The Scarlett Pimpernel: Großes Drama
Und noch ein Frank Wildhorn-Musical, das ich mir sehnlichst auf einer großen Bühne wünschen: The Scarlet Pimpernel. Das Musical spielt zur Zeit der französischen Revolution und handelt von Liebe, Vertrauen und Verrat. Seine Uraufführung fand 1997 in New York statt, die deutsche Erstaufführung folgte 2003 am Operettenhaus Halle. Seit 2008 wird das Musical auch von der japanischen Takarazuka Revue aufgeführt und ist ähnlich erfolgreich wie die Takarazuka-Interpretation von Elisabeth.
Auch The Scarlet Pimpernel hat es in Deutschland nicht über ein Stadttheater hinaus geschafft – was grundsätzlich nicht schlimm ist. Stadttheateraufführungen sind oft von hoher Qualität und überzeugen mit viel Liebe zum Detail. Außerdem sind ihre Spielpläne abwechslungsreicher und mutiger (die gefühlt hundert West Side Story-Aufführungen jedes Jahr mal ausgeklammert). Auch die Kartenpreise sind wesentlich erschwinglicher. The Scarlet Pimpernel würde aber auf einer großen Bühne funktionieren – die Opulenz vergangener Zeiten lässt grüßen. Ob es auch verkaufstechnisch ein Erfolg werden würde, ist fraglich. Vielleicht passt so ein Stück einfach nicht in die heutige Zeit.

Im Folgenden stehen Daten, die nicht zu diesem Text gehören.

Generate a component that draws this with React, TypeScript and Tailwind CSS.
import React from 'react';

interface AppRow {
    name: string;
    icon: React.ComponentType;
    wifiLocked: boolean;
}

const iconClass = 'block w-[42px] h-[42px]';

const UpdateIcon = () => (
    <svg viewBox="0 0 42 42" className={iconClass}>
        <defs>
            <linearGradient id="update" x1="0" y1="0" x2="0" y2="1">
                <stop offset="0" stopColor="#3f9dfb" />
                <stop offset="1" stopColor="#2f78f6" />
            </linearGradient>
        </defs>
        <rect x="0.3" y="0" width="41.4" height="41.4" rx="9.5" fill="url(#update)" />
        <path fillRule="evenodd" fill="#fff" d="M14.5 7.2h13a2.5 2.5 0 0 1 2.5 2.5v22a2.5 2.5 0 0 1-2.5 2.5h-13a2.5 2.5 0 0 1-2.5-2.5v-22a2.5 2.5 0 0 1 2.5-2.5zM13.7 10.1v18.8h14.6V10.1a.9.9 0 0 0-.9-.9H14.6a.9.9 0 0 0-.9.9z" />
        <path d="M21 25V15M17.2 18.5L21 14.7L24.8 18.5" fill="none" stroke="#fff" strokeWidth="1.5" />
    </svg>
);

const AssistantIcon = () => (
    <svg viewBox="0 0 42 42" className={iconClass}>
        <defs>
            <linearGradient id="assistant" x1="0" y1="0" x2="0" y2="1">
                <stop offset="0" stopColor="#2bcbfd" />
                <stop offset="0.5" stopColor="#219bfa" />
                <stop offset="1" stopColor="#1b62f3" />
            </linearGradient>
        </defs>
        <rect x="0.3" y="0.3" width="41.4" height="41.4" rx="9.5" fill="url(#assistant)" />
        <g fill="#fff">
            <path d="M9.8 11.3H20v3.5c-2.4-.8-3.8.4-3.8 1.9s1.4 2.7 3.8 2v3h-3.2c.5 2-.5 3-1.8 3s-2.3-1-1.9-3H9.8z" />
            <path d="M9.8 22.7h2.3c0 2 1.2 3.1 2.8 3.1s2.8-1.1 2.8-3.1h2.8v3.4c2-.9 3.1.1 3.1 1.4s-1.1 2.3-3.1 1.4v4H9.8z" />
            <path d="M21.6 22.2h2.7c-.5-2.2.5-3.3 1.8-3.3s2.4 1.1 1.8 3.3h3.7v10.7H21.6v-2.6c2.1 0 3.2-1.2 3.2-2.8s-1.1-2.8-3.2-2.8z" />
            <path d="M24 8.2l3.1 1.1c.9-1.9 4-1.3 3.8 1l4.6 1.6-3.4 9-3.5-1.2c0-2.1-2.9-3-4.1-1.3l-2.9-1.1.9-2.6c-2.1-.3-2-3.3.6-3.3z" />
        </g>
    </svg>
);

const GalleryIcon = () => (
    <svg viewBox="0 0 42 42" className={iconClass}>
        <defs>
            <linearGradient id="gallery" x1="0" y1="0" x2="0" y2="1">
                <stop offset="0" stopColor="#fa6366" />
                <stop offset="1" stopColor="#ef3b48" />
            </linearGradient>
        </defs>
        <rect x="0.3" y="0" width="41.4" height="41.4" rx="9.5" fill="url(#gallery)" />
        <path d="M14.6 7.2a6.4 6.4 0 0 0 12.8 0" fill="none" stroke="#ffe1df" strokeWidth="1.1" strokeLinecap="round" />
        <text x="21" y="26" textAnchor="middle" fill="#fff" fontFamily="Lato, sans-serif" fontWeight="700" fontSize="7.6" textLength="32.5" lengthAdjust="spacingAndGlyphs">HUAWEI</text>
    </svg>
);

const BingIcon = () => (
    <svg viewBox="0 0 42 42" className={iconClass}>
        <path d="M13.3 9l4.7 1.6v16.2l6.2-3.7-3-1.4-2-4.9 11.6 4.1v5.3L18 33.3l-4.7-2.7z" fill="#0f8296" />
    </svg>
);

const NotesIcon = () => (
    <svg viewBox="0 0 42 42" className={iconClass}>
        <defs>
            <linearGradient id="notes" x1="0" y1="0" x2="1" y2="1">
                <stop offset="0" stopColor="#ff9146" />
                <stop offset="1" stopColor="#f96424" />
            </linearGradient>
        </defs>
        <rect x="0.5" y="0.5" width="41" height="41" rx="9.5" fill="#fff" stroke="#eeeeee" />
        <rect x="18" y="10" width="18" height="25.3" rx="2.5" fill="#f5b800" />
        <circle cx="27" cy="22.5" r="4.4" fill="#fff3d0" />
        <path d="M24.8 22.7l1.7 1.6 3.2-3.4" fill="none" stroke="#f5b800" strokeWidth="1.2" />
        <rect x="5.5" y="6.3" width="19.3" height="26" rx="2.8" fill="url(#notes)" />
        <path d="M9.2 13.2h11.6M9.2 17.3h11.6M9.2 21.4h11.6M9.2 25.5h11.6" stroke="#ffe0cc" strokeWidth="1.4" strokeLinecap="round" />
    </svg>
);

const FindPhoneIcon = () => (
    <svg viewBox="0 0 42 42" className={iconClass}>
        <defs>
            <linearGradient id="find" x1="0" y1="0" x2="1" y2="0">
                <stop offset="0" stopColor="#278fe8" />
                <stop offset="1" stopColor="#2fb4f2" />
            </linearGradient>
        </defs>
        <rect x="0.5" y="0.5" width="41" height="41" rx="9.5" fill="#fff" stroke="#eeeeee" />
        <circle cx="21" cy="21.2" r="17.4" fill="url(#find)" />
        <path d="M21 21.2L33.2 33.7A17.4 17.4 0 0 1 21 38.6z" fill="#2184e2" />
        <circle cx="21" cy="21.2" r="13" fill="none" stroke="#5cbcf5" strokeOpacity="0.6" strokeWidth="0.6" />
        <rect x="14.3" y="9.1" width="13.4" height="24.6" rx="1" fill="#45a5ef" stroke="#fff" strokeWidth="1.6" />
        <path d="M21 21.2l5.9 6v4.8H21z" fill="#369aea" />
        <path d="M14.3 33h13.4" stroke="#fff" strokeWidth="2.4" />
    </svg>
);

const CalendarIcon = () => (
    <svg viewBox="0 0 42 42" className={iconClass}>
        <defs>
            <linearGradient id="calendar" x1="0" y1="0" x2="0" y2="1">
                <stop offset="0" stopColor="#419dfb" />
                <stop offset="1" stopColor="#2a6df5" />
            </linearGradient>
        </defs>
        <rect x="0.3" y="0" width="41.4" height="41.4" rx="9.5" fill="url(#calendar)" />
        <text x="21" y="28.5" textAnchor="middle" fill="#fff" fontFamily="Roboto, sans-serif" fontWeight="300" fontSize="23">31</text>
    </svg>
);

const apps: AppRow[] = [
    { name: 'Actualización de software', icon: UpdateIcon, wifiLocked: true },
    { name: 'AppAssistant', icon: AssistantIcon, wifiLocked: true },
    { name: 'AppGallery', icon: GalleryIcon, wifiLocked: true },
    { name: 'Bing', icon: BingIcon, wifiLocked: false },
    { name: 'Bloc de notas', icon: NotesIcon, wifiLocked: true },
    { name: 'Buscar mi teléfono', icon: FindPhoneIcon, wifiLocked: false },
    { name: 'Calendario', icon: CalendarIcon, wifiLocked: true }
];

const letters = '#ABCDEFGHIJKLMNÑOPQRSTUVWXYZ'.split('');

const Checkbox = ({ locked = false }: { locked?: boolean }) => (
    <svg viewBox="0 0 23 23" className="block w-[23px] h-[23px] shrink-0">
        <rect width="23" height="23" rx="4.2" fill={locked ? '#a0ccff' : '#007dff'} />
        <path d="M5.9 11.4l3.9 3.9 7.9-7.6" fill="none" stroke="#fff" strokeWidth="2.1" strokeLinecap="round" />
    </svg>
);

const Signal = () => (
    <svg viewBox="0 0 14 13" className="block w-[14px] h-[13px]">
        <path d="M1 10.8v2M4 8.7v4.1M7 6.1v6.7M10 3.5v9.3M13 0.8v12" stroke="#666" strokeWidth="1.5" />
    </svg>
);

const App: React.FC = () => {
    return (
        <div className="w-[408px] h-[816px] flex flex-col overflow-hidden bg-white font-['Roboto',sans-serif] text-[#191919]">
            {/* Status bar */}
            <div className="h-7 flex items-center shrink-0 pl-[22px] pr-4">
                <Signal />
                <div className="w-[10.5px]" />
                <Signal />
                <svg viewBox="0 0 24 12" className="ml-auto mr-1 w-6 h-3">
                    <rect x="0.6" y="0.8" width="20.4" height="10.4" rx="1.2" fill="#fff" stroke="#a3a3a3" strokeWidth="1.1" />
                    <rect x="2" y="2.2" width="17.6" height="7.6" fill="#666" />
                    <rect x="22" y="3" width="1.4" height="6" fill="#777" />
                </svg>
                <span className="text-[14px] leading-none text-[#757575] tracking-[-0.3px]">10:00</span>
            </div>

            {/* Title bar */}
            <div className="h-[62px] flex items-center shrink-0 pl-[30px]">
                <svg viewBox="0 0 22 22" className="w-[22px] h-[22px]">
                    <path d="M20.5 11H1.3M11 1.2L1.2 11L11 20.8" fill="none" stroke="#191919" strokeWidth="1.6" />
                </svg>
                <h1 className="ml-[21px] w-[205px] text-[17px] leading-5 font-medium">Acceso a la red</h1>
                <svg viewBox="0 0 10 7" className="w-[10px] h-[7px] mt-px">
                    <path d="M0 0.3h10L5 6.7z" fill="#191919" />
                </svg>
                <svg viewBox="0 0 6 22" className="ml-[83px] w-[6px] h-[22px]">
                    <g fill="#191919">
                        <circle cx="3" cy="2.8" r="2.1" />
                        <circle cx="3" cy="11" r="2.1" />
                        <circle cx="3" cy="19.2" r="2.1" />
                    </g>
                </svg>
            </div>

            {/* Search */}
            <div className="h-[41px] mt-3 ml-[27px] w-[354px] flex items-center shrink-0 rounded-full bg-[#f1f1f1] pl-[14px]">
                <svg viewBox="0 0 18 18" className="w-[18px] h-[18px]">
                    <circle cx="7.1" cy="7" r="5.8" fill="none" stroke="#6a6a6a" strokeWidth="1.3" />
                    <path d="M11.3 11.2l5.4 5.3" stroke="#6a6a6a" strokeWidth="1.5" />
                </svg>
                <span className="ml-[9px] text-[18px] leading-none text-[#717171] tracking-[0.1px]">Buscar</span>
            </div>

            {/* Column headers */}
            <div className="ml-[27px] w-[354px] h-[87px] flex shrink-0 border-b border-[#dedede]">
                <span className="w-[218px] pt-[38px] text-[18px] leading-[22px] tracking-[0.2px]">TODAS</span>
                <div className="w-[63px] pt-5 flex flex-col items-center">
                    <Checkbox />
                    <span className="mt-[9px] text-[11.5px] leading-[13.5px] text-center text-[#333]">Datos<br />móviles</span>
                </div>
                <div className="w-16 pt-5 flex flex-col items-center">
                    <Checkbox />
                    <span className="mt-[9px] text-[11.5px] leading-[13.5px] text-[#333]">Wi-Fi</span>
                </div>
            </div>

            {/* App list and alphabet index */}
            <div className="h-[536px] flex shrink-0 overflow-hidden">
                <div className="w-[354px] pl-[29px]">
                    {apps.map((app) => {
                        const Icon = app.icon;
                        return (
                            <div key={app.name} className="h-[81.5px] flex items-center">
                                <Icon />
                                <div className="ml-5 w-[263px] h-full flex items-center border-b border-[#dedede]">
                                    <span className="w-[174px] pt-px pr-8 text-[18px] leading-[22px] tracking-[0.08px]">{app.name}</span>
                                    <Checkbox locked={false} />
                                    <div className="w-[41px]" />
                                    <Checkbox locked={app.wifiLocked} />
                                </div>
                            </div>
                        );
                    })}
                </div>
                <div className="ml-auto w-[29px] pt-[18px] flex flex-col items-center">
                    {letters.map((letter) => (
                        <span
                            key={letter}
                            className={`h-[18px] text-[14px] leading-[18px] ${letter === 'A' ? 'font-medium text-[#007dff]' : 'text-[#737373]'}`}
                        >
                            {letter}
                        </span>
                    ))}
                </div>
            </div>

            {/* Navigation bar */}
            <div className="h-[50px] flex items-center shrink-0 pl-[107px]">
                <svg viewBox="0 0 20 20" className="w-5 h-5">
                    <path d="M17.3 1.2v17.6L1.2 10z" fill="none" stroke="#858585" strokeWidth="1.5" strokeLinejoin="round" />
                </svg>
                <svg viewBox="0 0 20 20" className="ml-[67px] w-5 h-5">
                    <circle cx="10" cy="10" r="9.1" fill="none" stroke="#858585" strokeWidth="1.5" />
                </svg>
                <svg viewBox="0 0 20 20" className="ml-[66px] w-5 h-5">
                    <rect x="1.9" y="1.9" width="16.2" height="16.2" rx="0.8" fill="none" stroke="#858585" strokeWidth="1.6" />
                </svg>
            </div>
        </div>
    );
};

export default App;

Musicals 2019: Noch viele Wünsche offen
Es gibt noch viele weitere Musicals, die ich gerne wieder sehen würde, angefangen von Les Misérables über Das Phantom der Oper und Elisabeth (aber bitte nicht in dieser lieblosen Tourneeproduktion!) bis zu Jekyll&Hyde. Unabhängig davon wünsche ich mir aber, dass die deutsche Musicallandschaft endlich wieder abwechslungsreicher wird. Popsicals? Meinetwegen, aber nicht fünf davon. Filmadaptionen? Ok, aber bitte nicht ausschließlich. Es fehlt die Ausgewogenheit, das Tiefgründige, Dramatische. Denn das ist Musical eben auch.